------ The records

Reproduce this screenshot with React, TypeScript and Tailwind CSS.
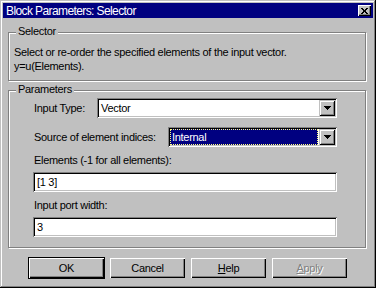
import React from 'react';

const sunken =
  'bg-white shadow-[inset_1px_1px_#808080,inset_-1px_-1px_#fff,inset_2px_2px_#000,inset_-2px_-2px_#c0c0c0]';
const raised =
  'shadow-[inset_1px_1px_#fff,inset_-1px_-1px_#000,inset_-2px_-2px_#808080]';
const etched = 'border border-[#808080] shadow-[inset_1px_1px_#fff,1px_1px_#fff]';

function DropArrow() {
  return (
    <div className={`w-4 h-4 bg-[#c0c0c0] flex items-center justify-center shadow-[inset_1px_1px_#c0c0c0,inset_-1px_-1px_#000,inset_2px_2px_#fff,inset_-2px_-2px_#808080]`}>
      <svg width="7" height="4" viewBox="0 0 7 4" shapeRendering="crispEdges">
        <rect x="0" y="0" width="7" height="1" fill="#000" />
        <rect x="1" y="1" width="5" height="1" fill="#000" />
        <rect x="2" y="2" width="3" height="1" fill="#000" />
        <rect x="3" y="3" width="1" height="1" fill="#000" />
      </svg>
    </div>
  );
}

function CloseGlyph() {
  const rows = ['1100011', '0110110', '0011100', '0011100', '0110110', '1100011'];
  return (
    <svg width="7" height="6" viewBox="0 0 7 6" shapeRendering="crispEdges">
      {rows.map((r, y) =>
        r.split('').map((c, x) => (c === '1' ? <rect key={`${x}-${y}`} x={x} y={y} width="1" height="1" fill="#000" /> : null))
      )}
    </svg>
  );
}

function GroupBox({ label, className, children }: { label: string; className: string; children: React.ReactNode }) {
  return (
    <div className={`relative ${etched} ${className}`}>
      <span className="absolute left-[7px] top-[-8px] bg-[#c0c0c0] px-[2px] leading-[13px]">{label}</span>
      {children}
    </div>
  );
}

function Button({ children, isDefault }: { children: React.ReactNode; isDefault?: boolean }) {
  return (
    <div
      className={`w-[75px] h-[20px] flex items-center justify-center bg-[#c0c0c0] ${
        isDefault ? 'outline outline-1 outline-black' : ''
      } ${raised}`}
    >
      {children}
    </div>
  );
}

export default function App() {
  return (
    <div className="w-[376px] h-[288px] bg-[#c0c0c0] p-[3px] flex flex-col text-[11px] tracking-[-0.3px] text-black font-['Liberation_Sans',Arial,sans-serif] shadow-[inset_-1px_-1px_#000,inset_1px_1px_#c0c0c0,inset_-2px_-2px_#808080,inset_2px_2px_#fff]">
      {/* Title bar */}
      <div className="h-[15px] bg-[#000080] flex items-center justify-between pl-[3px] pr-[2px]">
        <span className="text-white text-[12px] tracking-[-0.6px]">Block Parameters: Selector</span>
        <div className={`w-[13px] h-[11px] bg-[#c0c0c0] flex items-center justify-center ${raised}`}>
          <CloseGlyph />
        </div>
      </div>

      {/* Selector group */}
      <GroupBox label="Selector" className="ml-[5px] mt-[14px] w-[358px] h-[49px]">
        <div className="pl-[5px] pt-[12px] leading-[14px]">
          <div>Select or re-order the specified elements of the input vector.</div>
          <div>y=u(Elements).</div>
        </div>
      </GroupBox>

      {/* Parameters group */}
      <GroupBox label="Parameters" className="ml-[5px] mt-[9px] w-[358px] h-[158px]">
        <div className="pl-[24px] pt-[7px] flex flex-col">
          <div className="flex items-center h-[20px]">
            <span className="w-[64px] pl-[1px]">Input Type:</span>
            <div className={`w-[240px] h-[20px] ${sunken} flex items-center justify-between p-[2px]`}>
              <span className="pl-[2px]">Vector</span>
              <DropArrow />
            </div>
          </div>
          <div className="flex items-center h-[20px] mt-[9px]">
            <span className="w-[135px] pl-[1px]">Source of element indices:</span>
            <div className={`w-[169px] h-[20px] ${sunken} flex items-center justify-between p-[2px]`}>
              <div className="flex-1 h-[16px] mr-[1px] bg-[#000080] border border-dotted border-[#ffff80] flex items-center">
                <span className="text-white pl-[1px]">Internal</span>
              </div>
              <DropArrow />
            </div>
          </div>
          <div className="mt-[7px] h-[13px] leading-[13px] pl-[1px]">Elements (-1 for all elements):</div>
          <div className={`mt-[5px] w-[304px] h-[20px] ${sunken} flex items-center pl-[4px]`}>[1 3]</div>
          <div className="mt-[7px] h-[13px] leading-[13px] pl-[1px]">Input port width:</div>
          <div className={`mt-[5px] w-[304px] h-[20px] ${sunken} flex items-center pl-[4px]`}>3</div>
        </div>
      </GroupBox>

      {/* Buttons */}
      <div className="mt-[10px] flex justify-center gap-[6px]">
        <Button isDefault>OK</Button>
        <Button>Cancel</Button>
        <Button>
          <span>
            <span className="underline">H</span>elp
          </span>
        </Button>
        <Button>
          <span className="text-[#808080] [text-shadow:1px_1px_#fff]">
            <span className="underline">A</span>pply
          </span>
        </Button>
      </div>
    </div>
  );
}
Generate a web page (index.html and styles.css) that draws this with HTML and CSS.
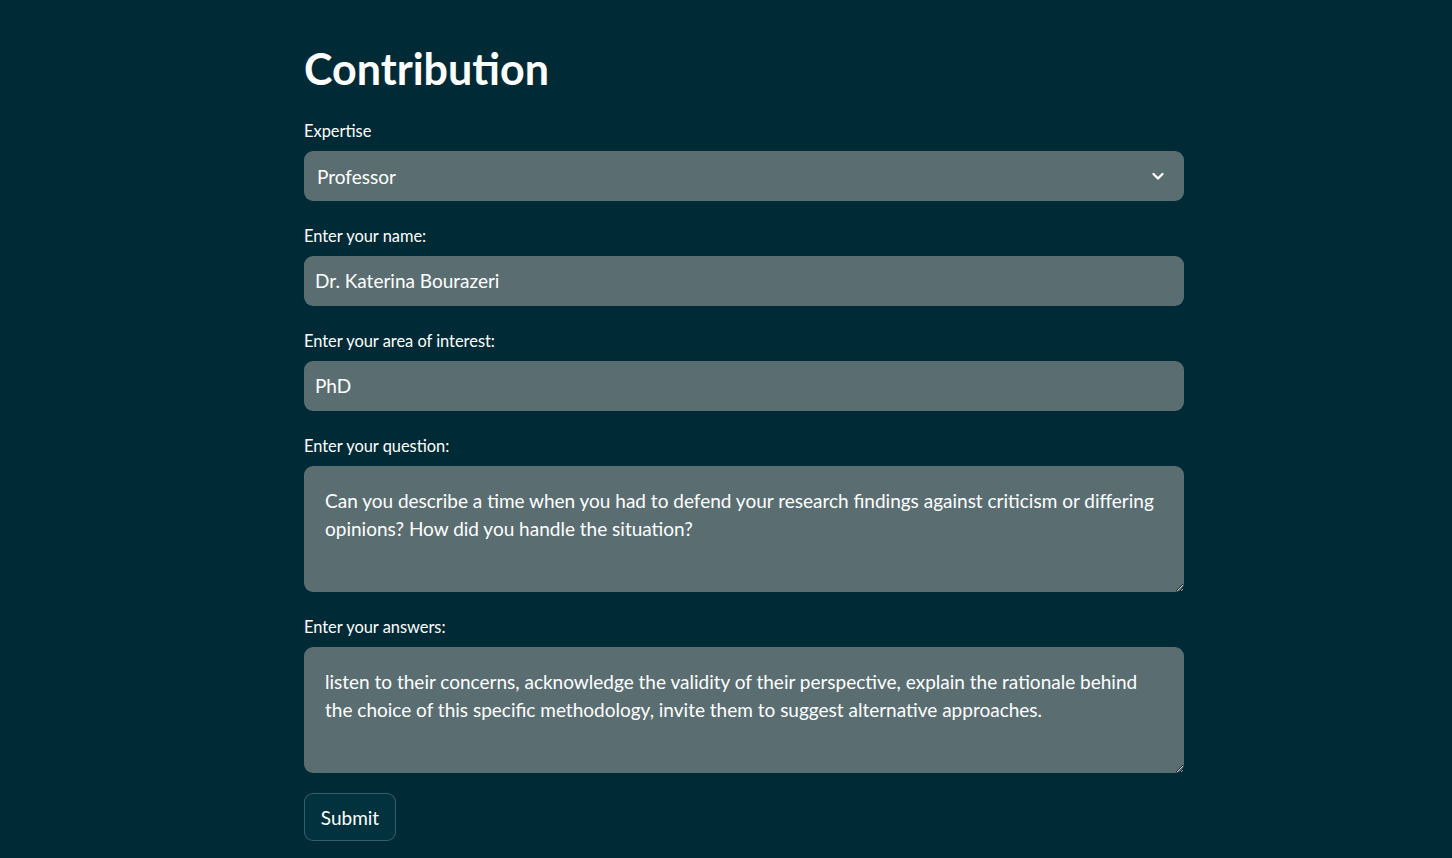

------------

_Given task:_ Only the lines from the start of the records to the line with "const etched = 'border" belong in the copy. Print them exactly, minus pictures.

_Full output:_
Reproduce this screenshot with React, TypeScript and Tailwind CSS.
import React from 'react';

const sunken =
  'bg-white shadow-[inset_1px_1px_#808080,inset_-1px_-1px_#fff,inset_2px_2px_#000,inset_-2px_-2px_#c0c0c0]';
const raised =
  'shadow-[inset_1px_1px_#fff,inset_-1px_-1px_#000,inset_-2px_-2px_#808080]';
const etched = 'border border-[#808080] shadow-[inset_1px_1px_#fff,1px_1px_#fff]';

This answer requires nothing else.